═══ Raw data
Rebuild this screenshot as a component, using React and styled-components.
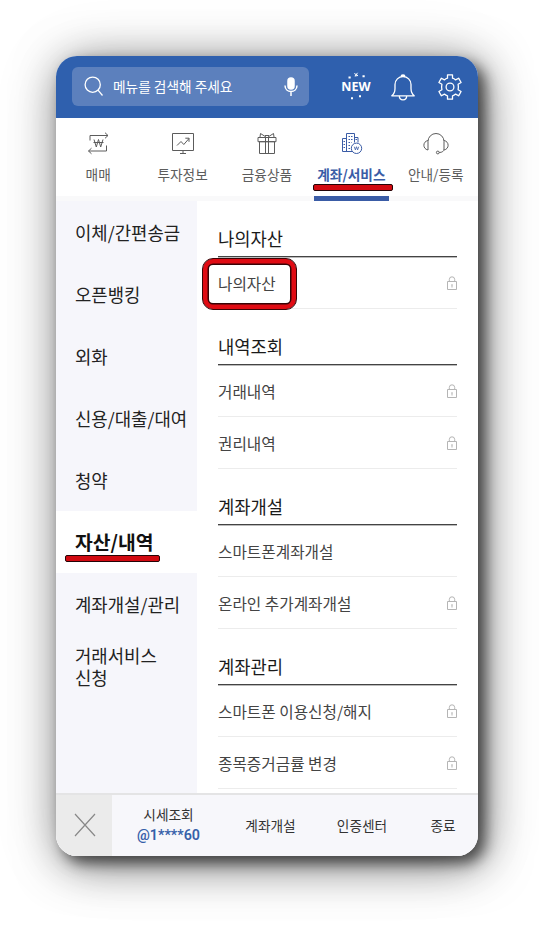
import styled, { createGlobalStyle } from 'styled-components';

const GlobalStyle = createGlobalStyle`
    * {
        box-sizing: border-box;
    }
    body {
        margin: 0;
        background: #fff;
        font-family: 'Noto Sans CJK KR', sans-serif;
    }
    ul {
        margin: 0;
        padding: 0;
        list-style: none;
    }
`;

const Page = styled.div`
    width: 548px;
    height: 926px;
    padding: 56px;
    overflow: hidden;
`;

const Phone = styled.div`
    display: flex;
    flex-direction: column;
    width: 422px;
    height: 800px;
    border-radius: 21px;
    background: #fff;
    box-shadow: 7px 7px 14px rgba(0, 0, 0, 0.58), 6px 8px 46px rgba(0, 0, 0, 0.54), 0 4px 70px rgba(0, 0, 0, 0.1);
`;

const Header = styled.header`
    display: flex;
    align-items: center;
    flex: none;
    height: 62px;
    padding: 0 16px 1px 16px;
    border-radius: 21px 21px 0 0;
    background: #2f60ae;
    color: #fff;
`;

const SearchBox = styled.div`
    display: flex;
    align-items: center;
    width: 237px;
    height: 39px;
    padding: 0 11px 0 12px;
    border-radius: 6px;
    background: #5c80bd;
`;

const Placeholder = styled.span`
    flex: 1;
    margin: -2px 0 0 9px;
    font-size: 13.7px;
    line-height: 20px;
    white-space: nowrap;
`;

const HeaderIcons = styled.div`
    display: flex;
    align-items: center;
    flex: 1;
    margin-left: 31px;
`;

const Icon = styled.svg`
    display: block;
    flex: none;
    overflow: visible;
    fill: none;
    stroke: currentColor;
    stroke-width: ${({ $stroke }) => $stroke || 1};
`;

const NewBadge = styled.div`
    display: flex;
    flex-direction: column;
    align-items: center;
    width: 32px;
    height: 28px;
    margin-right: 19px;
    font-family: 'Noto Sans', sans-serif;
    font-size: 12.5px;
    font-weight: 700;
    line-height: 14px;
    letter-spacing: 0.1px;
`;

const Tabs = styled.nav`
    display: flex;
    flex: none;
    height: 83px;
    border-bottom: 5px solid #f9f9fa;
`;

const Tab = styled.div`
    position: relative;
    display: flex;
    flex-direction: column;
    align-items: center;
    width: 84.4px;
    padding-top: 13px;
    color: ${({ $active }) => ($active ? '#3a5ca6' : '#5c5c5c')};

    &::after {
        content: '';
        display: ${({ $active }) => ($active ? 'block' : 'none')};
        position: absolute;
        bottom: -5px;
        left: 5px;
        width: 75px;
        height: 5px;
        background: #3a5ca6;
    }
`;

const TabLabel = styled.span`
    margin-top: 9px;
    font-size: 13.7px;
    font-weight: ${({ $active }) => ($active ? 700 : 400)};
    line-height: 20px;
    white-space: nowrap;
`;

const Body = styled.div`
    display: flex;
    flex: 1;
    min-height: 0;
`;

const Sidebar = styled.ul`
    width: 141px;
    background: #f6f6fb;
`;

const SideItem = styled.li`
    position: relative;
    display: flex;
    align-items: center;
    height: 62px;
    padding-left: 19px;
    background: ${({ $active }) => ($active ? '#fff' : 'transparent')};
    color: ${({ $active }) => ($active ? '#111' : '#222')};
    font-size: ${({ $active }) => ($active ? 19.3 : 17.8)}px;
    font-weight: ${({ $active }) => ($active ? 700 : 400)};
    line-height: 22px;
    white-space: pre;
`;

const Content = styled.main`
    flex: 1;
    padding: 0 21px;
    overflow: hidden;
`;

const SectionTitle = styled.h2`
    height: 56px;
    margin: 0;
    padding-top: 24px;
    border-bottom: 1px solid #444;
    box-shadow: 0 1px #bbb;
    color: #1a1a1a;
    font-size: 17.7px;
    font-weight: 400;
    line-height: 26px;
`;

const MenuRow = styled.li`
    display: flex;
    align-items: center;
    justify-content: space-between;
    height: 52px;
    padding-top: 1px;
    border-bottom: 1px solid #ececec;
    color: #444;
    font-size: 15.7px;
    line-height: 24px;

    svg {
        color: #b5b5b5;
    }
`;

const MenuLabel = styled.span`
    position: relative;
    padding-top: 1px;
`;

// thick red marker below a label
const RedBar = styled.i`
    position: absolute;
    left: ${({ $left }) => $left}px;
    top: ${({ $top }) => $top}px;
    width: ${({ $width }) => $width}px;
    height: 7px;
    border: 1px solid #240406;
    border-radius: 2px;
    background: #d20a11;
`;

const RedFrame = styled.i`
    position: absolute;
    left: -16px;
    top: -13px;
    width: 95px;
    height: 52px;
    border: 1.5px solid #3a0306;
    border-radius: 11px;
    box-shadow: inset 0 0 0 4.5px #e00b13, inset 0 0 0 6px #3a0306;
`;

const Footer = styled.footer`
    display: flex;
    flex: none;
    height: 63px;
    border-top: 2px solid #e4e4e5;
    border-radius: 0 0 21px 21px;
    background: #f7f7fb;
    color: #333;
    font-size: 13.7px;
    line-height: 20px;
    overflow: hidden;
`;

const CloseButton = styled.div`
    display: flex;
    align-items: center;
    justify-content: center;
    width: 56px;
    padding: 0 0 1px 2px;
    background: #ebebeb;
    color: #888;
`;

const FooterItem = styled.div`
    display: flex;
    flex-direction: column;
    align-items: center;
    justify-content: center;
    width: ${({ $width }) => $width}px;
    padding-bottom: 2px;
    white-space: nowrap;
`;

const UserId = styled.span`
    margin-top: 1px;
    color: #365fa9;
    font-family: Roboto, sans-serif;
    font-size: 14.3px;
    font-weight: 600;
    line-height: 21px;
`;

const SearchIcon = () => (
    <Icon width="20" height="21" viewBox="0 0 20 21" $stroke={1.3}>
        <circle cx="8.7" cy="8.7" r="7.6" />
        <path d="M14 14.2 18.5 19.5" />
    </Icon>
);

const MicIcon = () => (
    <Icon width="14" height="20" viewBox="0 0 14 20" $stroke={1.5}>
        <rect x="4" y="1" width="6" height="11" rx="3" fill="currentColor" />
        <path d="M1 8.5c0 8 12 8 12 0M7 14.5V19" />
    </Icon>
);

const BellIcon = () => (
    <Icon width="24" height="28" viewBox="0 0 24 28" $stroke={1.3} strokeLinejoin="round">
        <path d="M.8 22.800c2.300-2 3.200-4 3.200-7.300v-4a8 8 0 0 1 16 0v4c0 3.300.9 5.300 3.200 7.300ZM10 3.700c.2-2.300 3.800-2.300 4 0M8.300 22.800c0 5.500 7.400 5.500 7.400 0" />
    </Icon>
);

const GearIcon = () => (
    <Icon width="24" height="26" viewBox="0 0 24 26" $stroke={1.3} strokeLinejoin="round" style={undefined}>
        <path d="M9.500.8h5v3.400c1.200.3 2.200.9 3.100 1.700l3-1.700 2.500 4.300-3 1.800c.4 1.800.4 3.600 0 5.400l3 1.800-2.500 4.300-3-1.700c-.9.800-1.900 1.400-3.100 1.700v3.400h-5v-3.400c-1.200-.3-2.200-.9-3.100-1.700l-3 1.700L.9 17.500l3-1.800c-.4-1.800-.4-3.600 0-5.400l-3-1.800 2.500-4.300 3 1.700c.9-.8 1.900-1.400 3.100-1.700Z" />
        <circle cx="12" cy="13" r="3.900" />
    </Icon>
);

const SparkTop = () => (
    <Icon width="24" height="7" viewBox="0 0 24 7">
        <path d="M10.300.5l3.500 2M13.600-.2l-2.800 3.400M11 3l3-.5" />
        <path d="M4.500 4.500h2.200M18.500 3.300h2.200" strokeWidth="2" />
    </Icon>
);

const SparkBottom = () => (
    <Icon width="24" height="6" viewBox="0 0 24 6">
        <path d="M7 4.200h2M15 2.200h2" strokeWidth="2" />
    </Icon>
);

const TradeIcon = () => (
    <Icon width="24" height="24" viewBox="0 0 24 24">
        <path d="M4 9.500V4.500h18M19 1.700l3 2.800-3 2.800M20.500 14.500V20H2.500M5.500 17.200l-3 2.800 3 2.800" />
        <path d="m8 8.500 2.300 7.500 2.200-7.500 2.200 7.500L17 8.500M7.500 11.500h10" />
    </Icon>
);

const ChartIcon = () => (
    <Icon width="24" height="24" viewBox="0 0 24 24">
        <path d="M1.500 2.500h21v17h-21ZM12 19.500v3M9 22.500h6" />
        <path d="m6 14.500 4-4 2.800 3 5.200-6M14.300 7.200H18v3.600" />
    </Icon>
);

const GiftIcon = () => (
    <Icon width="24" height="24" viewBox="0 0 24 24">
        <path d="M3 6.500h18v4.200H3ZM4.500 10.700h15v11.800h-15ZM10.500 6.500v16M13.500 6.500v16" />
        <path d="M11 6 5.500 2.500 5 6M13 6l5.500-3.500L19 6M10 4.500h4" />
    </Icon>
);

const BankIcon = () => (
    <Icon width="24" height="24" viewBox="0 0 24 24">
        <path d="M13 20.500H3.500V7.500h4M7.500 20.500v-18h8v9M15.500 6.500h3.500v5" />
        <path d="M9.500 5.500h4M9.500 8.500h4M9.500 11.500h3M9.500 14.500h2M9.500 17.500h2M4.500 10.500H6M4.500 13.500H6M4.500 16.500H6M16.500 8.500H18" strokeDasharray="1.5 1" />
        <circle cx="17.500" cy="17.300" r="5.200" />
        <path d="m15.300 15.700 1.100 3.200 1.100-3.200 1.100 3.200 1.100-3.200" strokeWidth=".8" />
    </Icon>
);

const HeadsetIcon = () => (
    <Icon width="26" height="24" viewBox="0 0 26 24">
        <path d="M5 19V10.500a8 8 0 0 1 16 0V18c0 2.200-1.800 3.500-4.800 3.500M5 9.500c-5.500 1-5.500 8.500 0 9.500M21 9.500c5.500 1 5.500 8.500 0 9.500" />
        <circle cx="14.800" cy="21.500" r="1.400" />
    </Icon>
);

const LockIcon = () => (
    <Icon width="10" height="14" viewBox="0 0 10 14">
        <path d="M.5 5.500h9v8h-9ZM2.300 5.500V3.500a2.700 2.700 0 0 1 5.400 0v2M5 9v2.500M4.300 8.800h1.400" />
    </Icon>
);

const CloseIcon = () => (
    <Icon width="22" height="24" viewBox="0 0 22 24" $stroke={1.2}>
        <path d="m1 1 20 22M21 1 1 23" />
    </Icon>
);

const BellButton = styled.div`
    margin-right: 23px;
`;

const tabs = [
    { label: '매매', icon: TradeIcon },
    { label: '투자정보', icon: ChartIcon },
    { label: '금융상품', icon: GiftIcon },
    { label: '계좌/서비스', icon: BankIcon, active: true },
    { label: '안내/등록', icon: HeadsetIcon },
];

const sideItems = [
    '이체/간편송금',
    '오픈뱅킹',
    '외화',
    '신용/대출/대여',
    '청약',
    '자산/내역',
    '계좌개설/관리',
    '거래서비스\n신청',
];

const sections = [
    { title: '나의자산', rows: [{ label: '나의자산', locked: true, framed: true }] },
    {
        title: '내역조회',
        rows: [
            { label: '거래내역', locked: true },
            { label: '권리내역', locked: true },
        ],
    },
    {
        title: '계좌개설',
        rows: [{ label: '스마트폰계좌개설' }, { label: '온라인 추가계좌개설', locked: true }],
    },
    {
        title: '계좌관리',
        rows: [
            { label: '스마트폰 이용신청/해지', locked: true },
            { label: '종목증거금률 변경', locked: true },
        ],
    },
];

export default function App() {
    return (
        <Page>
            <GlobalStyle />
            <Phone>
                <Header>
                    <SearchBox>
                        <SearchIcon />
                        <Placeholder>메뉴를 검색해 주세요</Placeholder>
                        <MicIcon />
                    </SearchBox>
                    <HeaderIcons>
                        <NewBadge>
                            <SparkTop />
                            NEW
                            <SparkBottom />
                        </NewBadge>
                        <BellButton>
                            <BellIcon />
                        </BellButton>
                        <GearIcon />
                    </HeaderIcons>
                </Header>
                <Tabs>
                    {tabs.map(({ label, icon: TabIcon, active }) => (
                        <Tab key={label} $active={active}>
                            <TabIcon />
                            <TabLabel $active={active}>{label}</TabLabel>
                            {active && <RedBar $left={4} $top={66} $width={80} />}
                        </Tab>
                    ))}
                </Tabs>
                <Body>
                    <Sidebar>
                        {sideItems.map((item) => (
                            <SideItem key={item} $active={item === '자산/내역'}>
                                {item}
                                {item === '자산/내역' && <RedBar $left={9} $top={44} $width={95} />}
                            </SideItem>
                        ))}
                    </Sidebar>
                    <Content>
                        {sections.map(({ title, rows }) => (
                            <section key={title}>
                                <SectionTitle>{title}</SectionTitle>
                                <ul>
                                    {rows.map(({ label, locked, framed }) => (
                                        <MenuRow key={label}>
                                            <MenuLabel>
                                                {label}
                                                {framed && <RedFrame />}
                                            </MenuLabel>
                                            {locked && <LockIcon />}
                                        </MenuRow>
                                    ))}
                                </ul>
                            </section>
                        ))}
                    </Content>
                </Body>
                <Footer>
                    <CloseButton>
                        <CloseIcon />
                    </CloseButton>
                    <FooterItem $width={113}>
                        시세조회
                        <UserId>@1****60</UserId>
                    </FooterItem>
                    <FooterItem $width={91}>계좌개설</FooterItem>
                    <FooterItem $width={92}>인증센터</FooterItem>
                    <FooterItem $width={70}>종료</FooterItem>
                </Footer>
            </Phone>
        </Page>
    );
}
══════
Directive
Copy each line from the data above that includes "components".

Solution
Rebuild this screenshot as a component, using React and styled-components.
import styled, { createGlobalStyle } from 'styled-components';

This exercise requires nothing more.